When I revealed that due to my numerous reconstructive breast surgeries and my nerves connecting to my nipples don’t work, meaning I couldn’t breastfed and that our choice was to use donor breastmilk- I was judged.
Many parents told us that a strict routine was the only way to ‘survive’ having twins, however our lifestyle didn’t allow for the exact same nap times daily. We run a business, we work full time, add in school run and the extra activities of the boys- a routine is my idea of a hindering limitation. Do I judge other mums who follow a routine? Not at all.
Where am I getting with this?
This year in particular has taught me that regardless of the choices you make as a mum, every decision you make will in fact, be judged. Even if you’re not in the public eye- strangers, family and friends.
From whether you decide to use cloth nappies, dummies, bottle feed, co-sleep, whatever it is, you will be judged.
It is how YOU take that judgment on board. Ignore anything that doesn’t sit right with YOU.
What I have learnt is to listen, smile and only take on board what works for you.
So, to all of those mummas out there, doing the best job they can, the best way they know how- GOOD ON YOU!
I have learnt that twins are more common than you realise, or perhaps it is just that once you have twins, everyone knows someone who has twins. Either way, when you see a twin mum in the shops, smile and walk on- we aren’t circus objects. Whilst we love a good chin wag as much as the next woman, a 10 minute trip to the shops is now a 2 hour mission of ‘Yes, they’re identical. Yes, we can tell them apart. Yes, they have different personalities.’ Then going onto explain that identical twins are in fact by chance not hereditary like fraternal twins.
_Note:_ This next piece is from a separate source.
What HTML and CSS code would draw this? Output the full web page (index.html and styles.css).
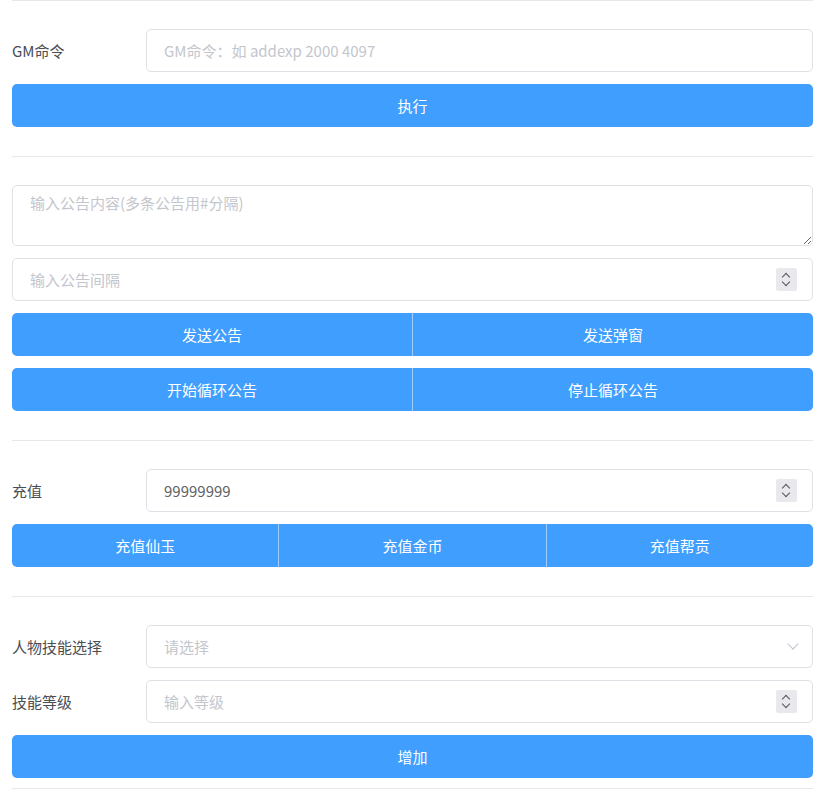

Next time you walk past a multiple mum in the shops, give them a high five, tell them how lucky they are because I can assure you that today alone a few of the phrases they would have heard are:
“Double Trouble” “Twins? Your life is over” “You have your hands full!” “Oh, twins? Better you than me!” “You poor thing!”
The best thing I ever heard was, “Wow, you’re SO lucky, identical twin girls, that is the best blessing you could get!” –which is exactly how I have always felt. LUCKY.
The worst thing I have heard? “If I fell pregnant with twins I would have an abortion or fall down the stairs.” Still coming to terms with this statement.
In a world where many women are struggling to conceive one baby, twins are a freaking blessing.
Yes, they’re hard. One baby is hard- what do people expect that TWO babies at once would be like? Everything is doubled, the washing, the crying, the feeding, the nappies, the expenses.
Everything times two. The giggles, the laughter, the playing, the endless entertainment, the ‘mama’ bond. It is amazing.
Two for the price of one. HA!
Nothing about twins is two for one. Nappies, clothes, food, even child care with twins means TWICE the amount (in excess of $220 a day. Even with the 50% rebate that our government offers, that works out to $110+ A DAY!). For our family we felt better with an in home carer that we trust. She has our girls two days a week, with the other 4 working days juggled between Nath and myself at work.
If you know an expecting multiple mum, my advice is simple. Help.
The first few months are a sleep-deprived struggle, so home cooked meals, an extra pair of hands to help feed, taking the babies for a walk so that mum can have a forced nap. Help.
I found that offers came from everywhere, however were often an afterthought, ‘let me know if you need anything’ rather than ‘I will be there at 9’.
The question, ‘How do you do it?’ is often raised. The truth? I don’t know, nothing to do but to get it done. We leave home at 7:30am daily and I don’t sit down until I get into bed around 10pm at night. Our life is full on, but I love it. I am one of those people who get bored if I am not working on 5 new projects. I love to be busy. I have also loved kids since I was little. If we lived in a world where we could afford 10 kids- we would. I have been a mum since I was 18, so being a mum is in a sense, who I am. I also find that my boys who are now at 8 and 9, are incredibly well behaved. We have fun together and I enjoy spending my time with them.
Over this past year, we are yet to spend a night apart from our twins. Something that we would find a real struggle, it doesn’t feel right for us, so have been there for every morning wake up and every goodnight kiss.
As this chapter of our twins being newborns comes to a close, I encourage each and every one of you to practise less judgement, more support and a ‘twin salute’ whenever you see a mama out on her own getting it done with her tribe in tow.